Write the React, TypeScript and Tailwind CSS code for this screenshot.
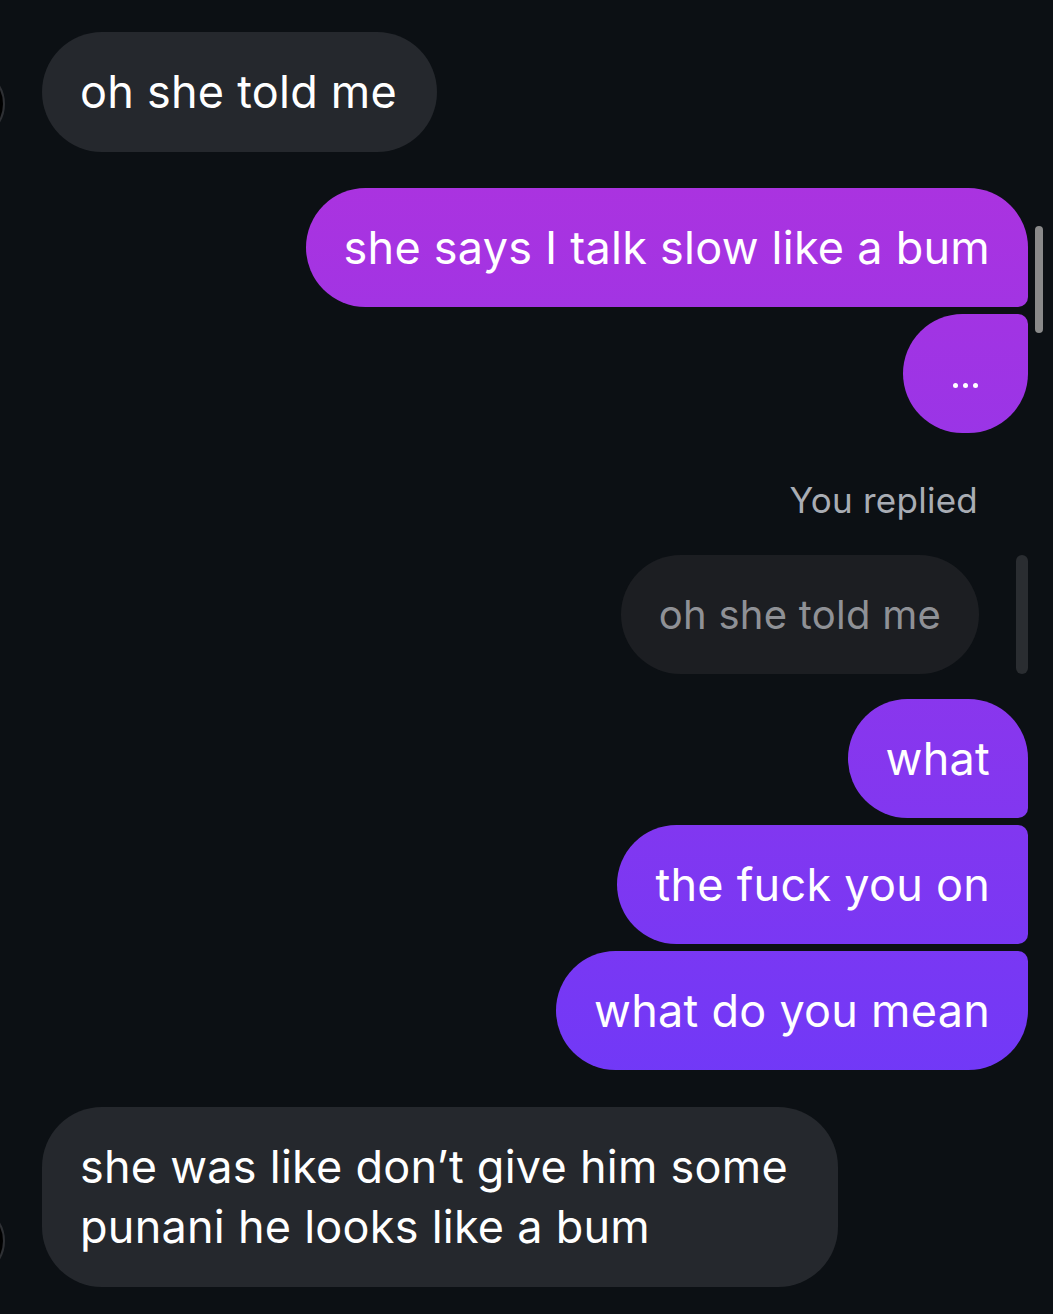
import React from "react";

const grad =
  "bg-[linear-gradient(180deg,#b632db_0px,#623afd_1314px)] bg-fixed";

function Out({ text, cls }: { text: React.ReactNode; cls: string }) {
  return (
    <div
      className={`${grad} ${cls} h-[119px] px-[38px] flex items-center text-white text-[45px] leading-[60px] whitespace-nowrap`}
    >
      {text}
    </div>
  );
}

export default function App() {
  return (
    <div className="relative w-[1053px] h-[1314px] overflow-hidden bg-[#0c1014] font-['Inter','Roboto',sans-serif] flex flex-col tracking-[0.25px]">
      {/* incoming 1 */}
      <div className="relative mt-[32px] pl-[42px] flex">
        <div className="absolute left-[-67px] bottom-[12px] w-[72px] h-[72px] rounded-full bg-black border-2 border-[#2e3034]" />
        <div className="bg-[#25282d] rounded-[60px] pl-[38px] pr-[40px] py-[30px] text-white text-[45px] leading-[60px] whitespace-nowrap">
          oh she told me
        </div>
      </div>

      {/* outgoing group 1 */}
      <div className="relative mt-[36px] pr-[25px] flex flex-col items-end gap-[7px]">
        <Out text="she says I talk slow like a bum" cls="rounded-[60px] rounded-br-[10px]" />
        <div
          className={`${grad} rounded-[60px] rounded-tr-[10px] h-[119px] w-[125px] flex items-center justify-center`}
        >
          <div className="flex gap-[5px] mt-[24px]">
            <span className="w-[5px] h-[5px] rounded-full bg-white" />
            <span className="w-[5px] h-[5px] rounded-full bg-white" />
            <span className="w-[5px] h-[5px] rounded-full bg-white" />
          </div>
        </div>
        <div className="absolute right-[10px] top-[38px] w-[8px] h-[107px] rounded-full bg-[#8a8a8a]" />
      </div>

      {/* you replied */}
      <div className="mt-[47px] pr-[75px] flex justify-end text-[35px] leading-[40px] text-[#a9adb4]">
        You replied
      </div>

      <div className="mt-[35px] pr-[25px] flex justify-end gap-[37px]">
        <div className="h-[119px] flex items-center bg-[#1c1e22] rounded-[60px] px-[38px] text-[#8f9196] text-[40px] leading-[59px] whitespace-nowrap">
          oh she told me
        </div>
        <div className="w-[12px] rounded-full bg-[#2a2d31]" />
      </div>

      {/* outgoing group 2 */}
      <div className="mt-[25px] pr-[25px] flex flex-col items-end gap-[7px]">
        <Out text="what" cls="rounded-[60px] rounded-br-[10px]" />
        <Out text="the fuck you on" cls="rounded-[60px] rounded-tr-[10px] rounded-br-[10px]" />
        <Out text="what do you mean" cls="rounded-[60px] rounded-tr-[10px]" />
      </div>

      {/* incoming 2 */}
      <div className="relative mt-[37px] pl-[42px] flex">
        <div className="absolute left-[-67px] bottom-[10px] w-[72px] h-[72px] rounded-full bg-black border-2 border-[#2e3034]" />
        <div className="w-[796px] bg-[#25282d] rounded-[60px] px-[38px] py-[30px] text-white text-[45px] leading-[60px]">
          she was like don’t give him some
          <br />
          punani he looks like a bum
        </div>
      </div>
    </div>
  );
}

——————

Exercise brief
Reproduce the whole listing above word for word, but not its pictures.

Result of this exercise
Write the React, TypeScript and Tailwind CSS code for this screenshot.
import React from "react";

const grad =
  "bg-[linear-gradient(180deg,#b632db_0px,#623afd_1314px)] bg-fixed";

function Out({ text, cls }: { text: React.ReactNode; cls: string }) {
  return (
    <div
      className={`${grad} ${cls} h-[119px] px-[38px] flex items-center text-white text-[45px] leading-[60px] whitespace-nowrap`}
    >
      {text}
    </div>
  );
}

export default function App() {
  return (
    <div className="relative w-[1053px] h-[1314px] overflow-hidden bg-[#0c1014] font-['Inter','Roboto',sans-serif] flex flex-col tracking-[0.25px]">
      {/* incoming 1 */}
      <div className="relative mt-[32px] pl-[42px] flex">
        <div className="absolute left-[-67px] bottom-[12px] w-[72px] h-[72px] rounded-full bg-black border-2 border-[#2e3034]" />
        <div className="bg-[#25282d] rounded-[60px] pl-[38px] pr-[40px] py-[30px] text-white text-[45px] leading-[60px] whitespace-nowrap">
          oh she told me
        </div>
      </div>

      {/* outgoing group 1 */}
      <div className="relative mt-[36px] pr-[25px] flex flex-col items-end gap-[7px]">
        <Out text="she says I talk slow like a bum" cls="rounded-[60px] rounded-br-[10px]" />
        <div
          className={`${grad} rounded-[60px] rounded-tr-[10px] h-[119px] w-[125px] flex items-center justify-center`}
        >
          <div className="flex gap-[5px] mt-[24px]">
            <span className="w-[5px] h-[5px] rounded-full bg-white" />
            <span className="w-[5px] h-[5px] rounded-full bg-white" />
            <span className="w-[5px] h-[5px] rounded-full bg-white" />
          </div>
        </div>
        <div className="absolute right-[10px] top-[38px] w-[8px] h-[107px] rounded-full bg-[#8a8a8a]" />
      </div>

      {/* you replied */}
      <div className="mt-[47px] pr-[75px] flex justify-end text-[35px] leading-[40px] text-[#a9adb4]">
        You replied
      </div>

      <div className="mt-[35px] pr-[25px] flex justify-end gap-[37px]">
        <div className="h-[119px] flex items-center bg-[#1c1e22] rounded-[60px] px-[38px] text-[#8f9196] text-[40px] leading-[59px] whitespace-nowrap">
          oh she told me
        </div>
        <div className="w-[12px] rounded-full bg-[#2a2d31]" />
      </div>

      {/* outgoing group 2 */}
      <div className="mt-[25px] pr-[25px] flex flex-col items-end gap-[7px]">
        <Out text="what" cls="rounded-[60px] rounded-br-[10px]" />
        <Out text="the fuck you on" cls="rounded-[60px] rounded-tr-[10px] rounded-br-[10px]" />
        <Out text="what do you mean" cls="rounded-[60px] rounded-tr-[10px]" />
      </div>

      {/* incoming 2 */}
      <div className="relative mt-[37px] pl-[42px] flex">
        <div className="absolute left-[-67px] bottom-[10px] w-[72px] h-[72px] rounded-full bg-black border-2 border-[#2e3034]" />
        <div className="w-[796px] bg-[#25282d] rounded-[60px] px-[38px] py-[30px] text-white text-[45px] leading-[60px]">
          she was like don’t give him some
          <br />
          punani he looks like a bum
        </div>
      </div>
    </div>
  );
}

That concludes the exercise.